Monday, December 19, 2005

The Casualties Game

You can tell that the right is starting to feel confident, because some old arguments are coming to the fore. After the NYT, of all places, posted a graph comparing civilian casualties in Iraq with other recent troublespots, GatewayPundit created a graph of his own, comparing Iraq War casualties with those of previous American Wars. Students of History will note that a war is missing, the 1898 Spanish-American War. I said so in a comment, and suggested that as the Spanish-American War led to a long counter-guerrilla campaign for mastery of the Phillipines, such a comparison would be far more apt.

I then decided to look the numbers up myself.

According to Wikipedia, The Unites States suffered 2,446 killed and wounded in the five months of the 1898 war, and another 4,324 killed and 2,818 wounded putting down the Phillippine insurgency. However, there seems to be a dispute on the time frame. Theodore Roosevelt declared victory over the insurgents in 1902, Wikipedia ignores this event and rather baldly declares that the insurgency went on until Woodrow Wilson's 1913 offer of eventual independence (indeed, the article seems to focus entirely on the negative aspects of the campaign, not only ignoring the American successes but placing all blame on the Americans for the outbreak of the conflict, and even going so far as to attribute miserliness with veteran's benefits to the American government as a reason for naming the conflict an insurgency rather than a war). While it is true that guerrilla activity continued on outlying islands, especially in the south, by 1902 Aguinaldo's army on the main island of Luzon had been defeated. This entry from the 20th Century Atlas suggests that the 4,000 number is taken exclusively from the years 1899-1902, but I could be wrong on that.

At any rate, the Phillippine Insurrection appears to be in all ways worse than the Iraq War.

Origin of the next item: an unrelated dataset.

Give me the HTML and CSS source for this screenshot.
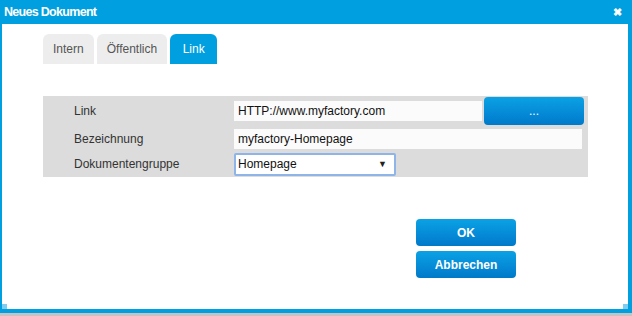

Especially different is the scale of civilian casuatlies: approximately 30,000 in Iraq, approximately 250,000 to 1 million in the Phillippines. The political fallout was worse as well: although they enjoyed a degree of self-government, the Phillippines did not become independent until 1946 and have had limited success as a nation-state.

Yet, despite all this, despite the bloodshed and the fury and a level of anti-civilian action well in excess of what we would consider just or desirable, the Americans won in the Phillipines. Aguinaldo was defeated, so eventually were the Moros. Nor did this happen in the absence of domestic political opposition. William Jennings Bryan, after convincing the Democratic Senate to vote for the Treaty that set American rule over the Phillipines, ran against President McKinley on an "anti-imperialist" platform. Somehow, the will was found, despite errors and cruelties which are typical to war, to carry on. It would be a poor commentary indeed if we were no longer capable of such today.